Spurs' Becky Hammon hopes it becomes normal for women to get NBA coaching jobs
San Antonio assistant became 1st woman to serve as NBA head coach in December
Becky Hammon can't wait for the time when it's normal for women to interview for head coaching positions in the NBA and their gender isn't the story.
Hammon is entering her eighth season as an assistant and has been interviewed for several head coach openings but hasn't gotten an offer to be the first woman to lead a NBA team.
"There's 30 jobs and they are incredibly hard to get," Hammon said in a phone interview on Tuesday. "When I saw there are 30 jobs, not all 30 are available, so I'm really talking about three or four and they are really hard to get."
While Hammon would love to be the first, she hopes it's for the right reasons.
"Please don't hire me to check a box. That's the worst thing you can do for me," she said. "Hire me because of my skill sets and coaching, who am I as a person, hire me for those."
WATCH | Hammon makes history on sidelines for Spurs:
Hammon was a finalist for the Portland Trail Blazers job, which went to Chauncey Billups.
"I can't speak for organizations across the league and the whole sports world.
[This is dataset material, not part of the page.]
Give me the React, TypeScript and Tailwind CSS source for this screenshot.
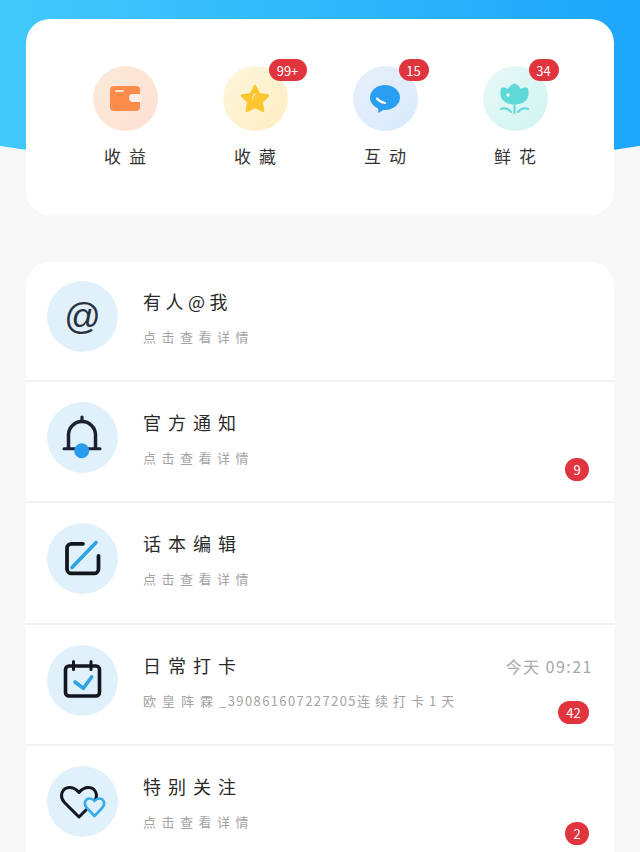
import type { ReactNode } from 'react'

function Badge({ text, className }: { text: string; className: string }) {
  return (
    <span className={`flex items-center justify-center rounded-full bg-[#e0343f] text-white text-[13px] leading-none ${className}`}>
      {text}
    </span>
  )
}

function WalletIcon() {
  return (
    <svg width="34" height="30" viewBox="0 0 34 30">
      <rect x="2" y="2" width="30" height="25" rx="4" fill="#fb8b4b" />
      <rect x="21" y="10" width="13" height="8" rx="4" fill="#fdeee6" />
      <rect x="7" y="6" width="9" height="2" rx="1" fill="#fde3d2" />
    </svg>
  )
}

function StarIcon() {
  return (
    <svg width="32" height="32" viewBox="0 0 32 32">
      <path
        d="M16 3.500l3.900 7.900 8.700 1.300-6.300 6.100 1.500 8.700-7.800-4.100-7.800 4.100 1.500-8.700-6.300-6.100 8.700-1.300z"
        fill="#fcc62f"
        stroke="#fcc62f"
        strokeWidth="3"
        strokeLinejoin="round"
      />
      <path d="M13.500 15c.2-2 1.200-3.300 2.800-4" fill="none" stroke="#fff2c6" strokeWidth="1.200" strokeLinecap="round" />
    </svg>
  )
}

function ChatIcon() {
  return (
    <svg width="32" height="32" viewBox="0 0 32 32">
      <ellipse cx="16" cy="14.500" rx="15" ry="12.500" fill="#2a9ff1" />
      <path d="M9 23l.3 7 6.700-4z" fill="#2a9ff1" strokeLinejoin="round" />
      <path d="M8 15.500c2 2.500 4.500 4 8 4.500" fill="none" stroke="#fff" strokeWidth="2.200" strokeLinecap="round" />
    </svg>
  )
}

function TulipIcon() {
  return (
    <svg width="30" height="32" viewBox="0 0 30 32">
      <path
        d="M1 5c2.500-1 5-.5 7 1 1.500-2.500 4-5 6.500-5.500C17 1 19.500 3.500 21 6c2-1.500 4.500-2 7-1 .5 2 .5 4 .5 6 0 6-5.500 10.500-14 10.500S.5 17 .5 11c0-2 0-4 .5-6z"
        fill="#5fd8d8"
      />
      <path d="M14.500 22v8M1 26c3.500-1.500 7-.5 10 3M28 26c-3.500-1.500-7-.5-10 3" fill="none" stroke="#5fd8d8" strokeWidth="2" strokeLinecap="round" />
      <circle cx="8" cy="12" r="1.800" fill="#e6fbfa" />
    </svg>
  )
}

function BellIcon() {
  return (
    <svg width="71" height="71" viewBox="0 0 71 71">
      <path d="M21.500 46V33a13.500 13.500 0 0127 0v13" fill="none" stroke="#1c2130" strokeWidth="3.500" />
      <path d="M35 15v4" stroke="#1c2130" strokeWidth="3.200" strokeLinecap="round" />
      <path d="M17 46.700h36" stroke="#1c2130" strokeWidth="3" strokeLinecap="round" />
      <circle cx="34.700" cy="48.700" r="7.500" fill="#2b9cec" />
    </svg>
  )
}

function EditIcon() {
  return (
    <svg width="71" height="71" viewBox="0 0 71 71">
      <path d="M36 20.800H24.500a4.500 4.500 0 00-4.500 4.500v20.600a4.500 4.500 0 004.500 4.500h22.500a4.500 4.500 0 004.500-4.500V33" fill="none" stroke="#12161f" strokeWidth="3.800" strokeLinecap="round" />
      <path d="M25 44.500L49 19.500" stroke="#2fa4e4" strokeWidth="3.600" strokeLinecap="round" />
    </svg>
  )
}

function CalendarIcon() {
  return (
    <svg width="71" height="71" viewBox="0 0 71 71">
      <rect x="18.500" y="21" width="34" height="30" rx="3.500" fill="none" stroke="#12161f" strokeWidth="3.600" />
      <path d="M26.500 16.500v8M44 16.500v8" stroke="#12161f" strokeWidth="3" strokeLinecap="round" />
      <path d="M28 37l8.300 6.300L44.700 32" fill="none" stroke="#2fa4e4" strokeWidth="3.600" strokeLinecap="round" strokeLinejoin="round" />
    </svg>
  )
}

function HeartsIcon() {
  return (
    <svg width="71" height="71" viewBox="0 0 71 71">
      <path
        d="M32 51L17.500 36.500c-6-6.500-2-15 5-15 4 0 7 2 9.500 5 2.500-3 5.500-5 9.500-5 7 0 11 8.500 5 15z"
        fill="none"
        stroke="#12161f"
        strokeWidth="3"
        strokeLinejoin="round"
      />
      <path
        d="M47.500 50l-8-8.500c-3.500-4-1-9 3.200-9 2 0 3.500 1 4.800 2.500 1.300-1.500 2.800-2.500 4.800-2.500 4.200 0 6.700 5 3.200 9z"
        fill="#e1f1fc"
        stroke="#35ade6"
        strokeWidth="2.600"
        strokeLinejoin="round"
      />
    </svg>
  )
}

const shortcuts: { label: string; circle: string; icon: ReactNode; badge?: string; badgeClass?: string }[] = [
  { label: '收益', circle: 'from-[#fbead9] to-[#fee0d3]', icon: <WalletIcon /> },
  { label: '收藏', circle: 'from-[#fef7dc] to-[#feedc2]', icon: <StarIcon />, badge: '99+', badgeClass: 'w-[38px] left-[46px]' },
  { label: '互动', circle: 'from-[#e8f0fa] to-[#d8e9fc]', icon: <ChatIcon />, badge: '15', badgeClass: 'w-[30px] left-[46px]' },
  { label: '鲜花', circle: 'from-[#e8f9f7] to-[#cff4f1]', icon: <TulipIcon />, badge: '34', badgeClass: 'w-[30px] left-[46px]' },
]

const rows: { title: string; icon: ReactNode; badge?: string; badgeClass?: string; time?: string; sub?: ReactNode }[] = [
  { title: '有人@我', icon: <span className="font-['Liberation_Sans',sans-serif] text-[36px] leading-none text-[#2a3140]">@</span> },
  { title: '官方通知', icon: <BellIcon />, badge: '9', badgeClass: 'w-[24px]' },
  { title: '话本编辑', icon: <EditIcon /> },
  {
    title: '日常打卡',
    icon: <CalendarIcon />,
    badge: '42',
    badgeClass: 'w-[31px]',
    time: '今天 09:21',
    sub: (
      <>
        <span className="tracking-[6px]">欧皇阵霖</span>
        <span className="tracking-[1.400px]">_390861607227205</span>
        <span className="tracking-[5px]">连续打卡1天</span>
      </>
    ),
  },
  { title: '特别关注', icon: <HeartsIcon />, badge: '2', badgeClass: 'w-[24px]' },
]

export default function App() {
  return (
    <div className="relative h-[852px] w-[640px] overflow-hidden bg-[#f9f8f9] font-['Noto_Sans_CJK_SC',sans-serif]">
      {/* blue header behind the cards */}
      <div className="absolute left-[-180px] top-[-20px] h-[189px] w-[1000px] rounded-b-[500px_100px] bg-gradient-to-r from-[#4bd3fa] via-[#2fb8fb] to-[#149bfb]" />

      <main className="relative px-[26px] pt-[19px]">
        {/* shortcuts card */}
        <section className="grid h-[196px] grid-cols-4 rounded-[24px] bg-white px-[34px] pt-[47px]">
          {shortcuts.map((item) => (
            <div key={item.label} className="flex flex-col items-center">
              <div className={`relative flex h-[65px] w-[65px] items-center justify-center rounded-full bg-gradient-to-br ${item.circle}`}>
                {item.icon}
                {item.badge && (
                  <Badge text={item.badge} className={`absolute top-[-7px] h-[22px] ${item.badgeClass}`} />
                )}
              </div>
              <span className="mt-[13px] pl-[8px] text-[17px] leading-[24px] tracking-[8px] text-[#333]">{item.label}</span>
            </div>
          ))}
        </section>

        {/* message list */}
        <section className="mt-[47px] rounded-t-[24px] bg-white">
          {rows.map((row, i) => (
            <div key={row.title} className={`flex border-b-2 border-[#f3f2f3] pl-[21px] pr-[25px] ${i === 0 ? 'h-[120px] pt-[19px]' : 'h-[121.300px] pt-[20px]'}`}>
              <div className="flex h-[71px] w-[71px] shrink-0 items-center justify-center rounded-full bg-[#e1f1fc]">
                {row.icon}
              </div>
              <div className="ml-[25px] min-w-0 flex-1 pt-[7px]">
                <p className={`text-[18px] leading-[26px] text-[#2a2a2a] ${i === 0 ? 'tracking-[4.500px]' : 'tracking-[7px]'}`}>{row.title}</p>
                <p className="mt-[13px] whitespace-nowrap text-[13px] leading-[20px] tracking-[5.500px] text-[#a3a3a3]">
                  {row.sub ?? '点击查看详情'}
                </p>
              </div>
              <div className="flex h-[79px] flex-col items-end justify-between">
                {row.time ? <span className="mr-[-4px] mt-[10px] whitespace-nowrap text-[16px] leading-[22px] tracking-[1.500px] text-[#a8a8a8]">{row.time}</span> : <span />}
                {row.badge && <Badge text={row.badge} className={`h-[23px] ${row.badgeClass}`} />}
              </div>
            </div>
          ))}
        </section>
      </main>
    </div>
  )
}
I can tell you they were asking me legitimate coaching questions," the 44-year-old said. "When you get to this level, you've got to hire the best person for the job and the person who fits your organization the best."
Hammon spoke from Las Vegas, where she was watching the NBA summer league, but on Thursday her eyes will be on Phoenix, the site of the inaugural WNBA Commissioner's Cup championship game between Seattle and Connecticut, which will be streamed on Amazon Prime Video.
She played in a few cup championships while competing overseas during the winters.
"They are always fun, always bonuses in everyone's contract. That was overseas," she said. "Put a little something extra on the line."
While Hammon is excited about the game, not all the players are thrilled by the timing. Five of the Storm's players were at the Tokyo Olympics, including stars Breanna Stewart, Jewell Loyd and Sue Bird, who helped the U.S. win a seventh consecutive gold medal.
"Obviously it's not the best for us," Stewart said in Tokyo. "We'll see what happens."